In the second year, you will progress to a more advanced understanding of archaeology and anthropology, and also begin to form your own perspective on these subjects by choosing options. You can choose from literally dozens of options covering all parts of the world and an enormous variety of topics. These might include the study of living primates, learning in depth about a particular ancient civilization, or about the cultures of a part of the world you are especially interested in. A full range of the options available in Years 2 and 3 can be found on our departmental websites.

Course units:

  • Current Issues in Archaeological Theory (ARCL2028) (0.5 course unit)
  • Introduction to Theoretical Perspectives in Social Anthropology and Material Culture (ANTH2006) (0.5 course unit)
  • Research and Presentation Skills (ARCL2038) (0.5 course unit)
  • Option(s) in Archaeology (amounting to 1 course unit)
  • Option in any area of Anthropology (1 course unit)
  • Free option in Archaeology or Anthropology (0.5 course unit)

Year 3

In the third year, you will take further optional courses, and apply the skills you have learned to an independent piece of investigative research: the 10,000 word dissertation. This may relate to any area of archaeology or anthropology, or combine aspects of both. You choose the topic with guidance from a supervisor who will also help you see it through to completion. The dissertation offers a chance to explore those aspects of the human past or present that fascinate you most, with expert guidance.
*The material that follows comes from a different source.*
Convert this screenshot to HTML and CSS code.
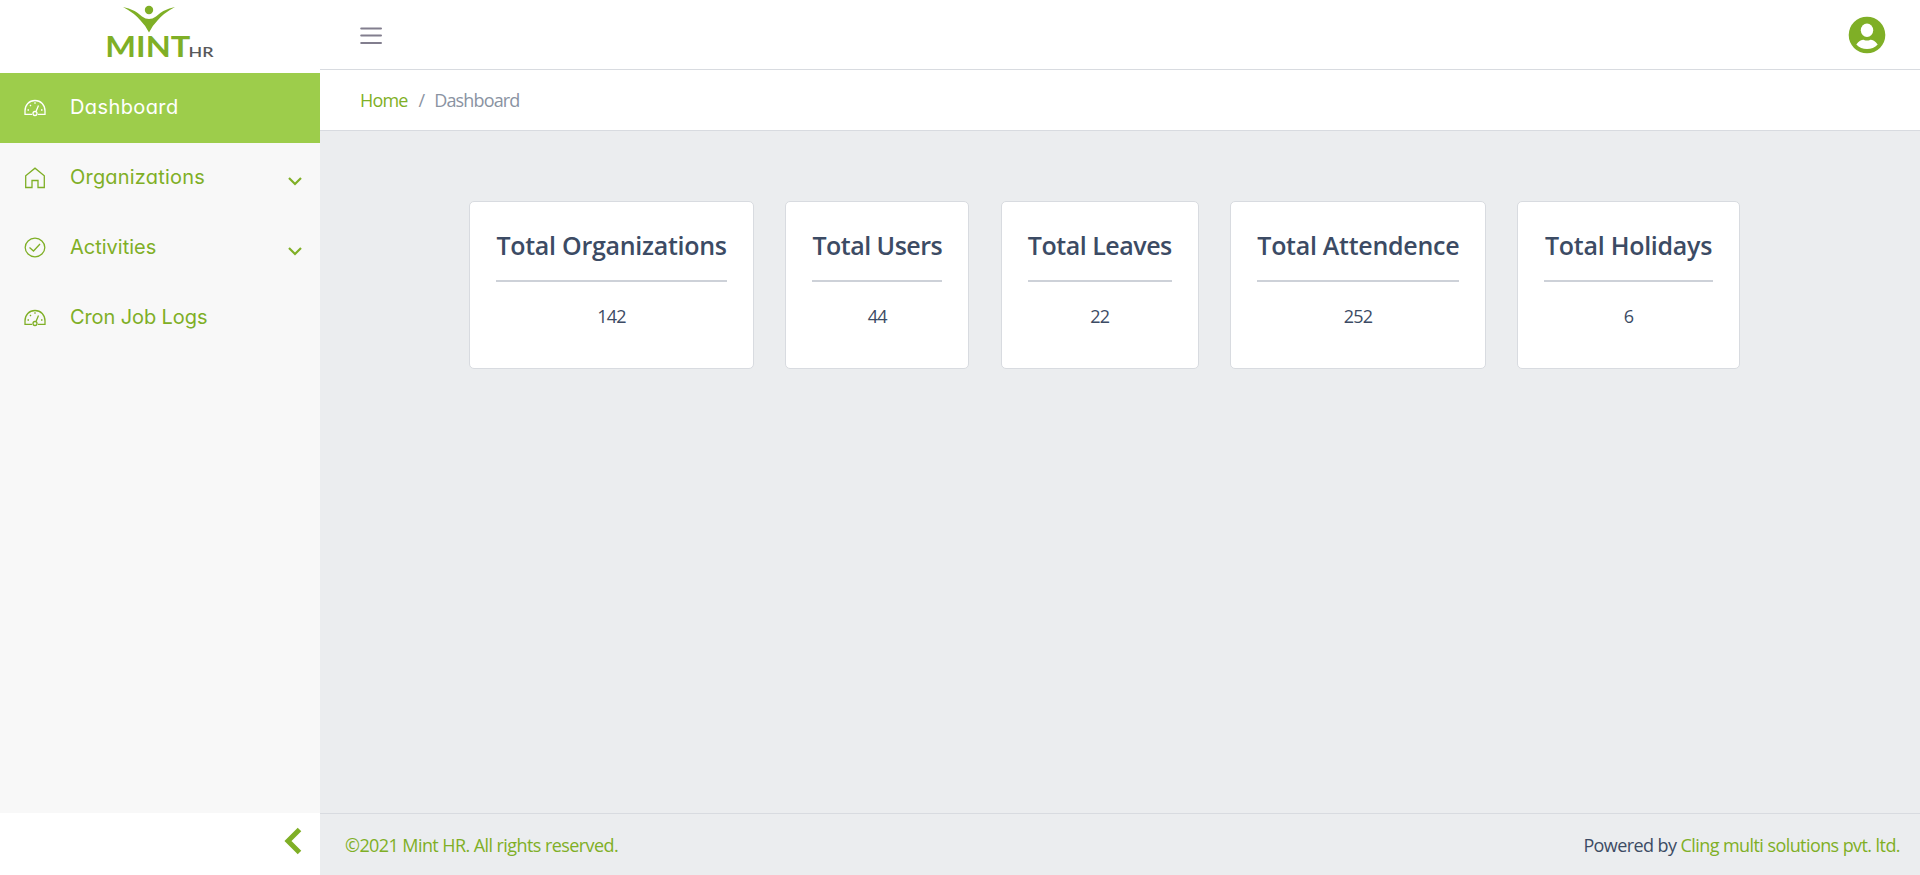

It is also excellent grounding for graduate research, should you choose to continue your studies beyond the BA. In your final year you will receive general training in research and presentation skills, which will be of use in any walk of life.

Course units:

  • a Fieldwork Portfolio (ARCL3056; 0.5 course unit)
  • a Dissertation (ARCL3024; 1 course unit) (ideally combining archaeology and anthropology around a selected topic)
  • Free options in Archaeology or Anthropology (2.5 course units)

Options may be chosen from the full range of archaeology and anthropology course available in a given year.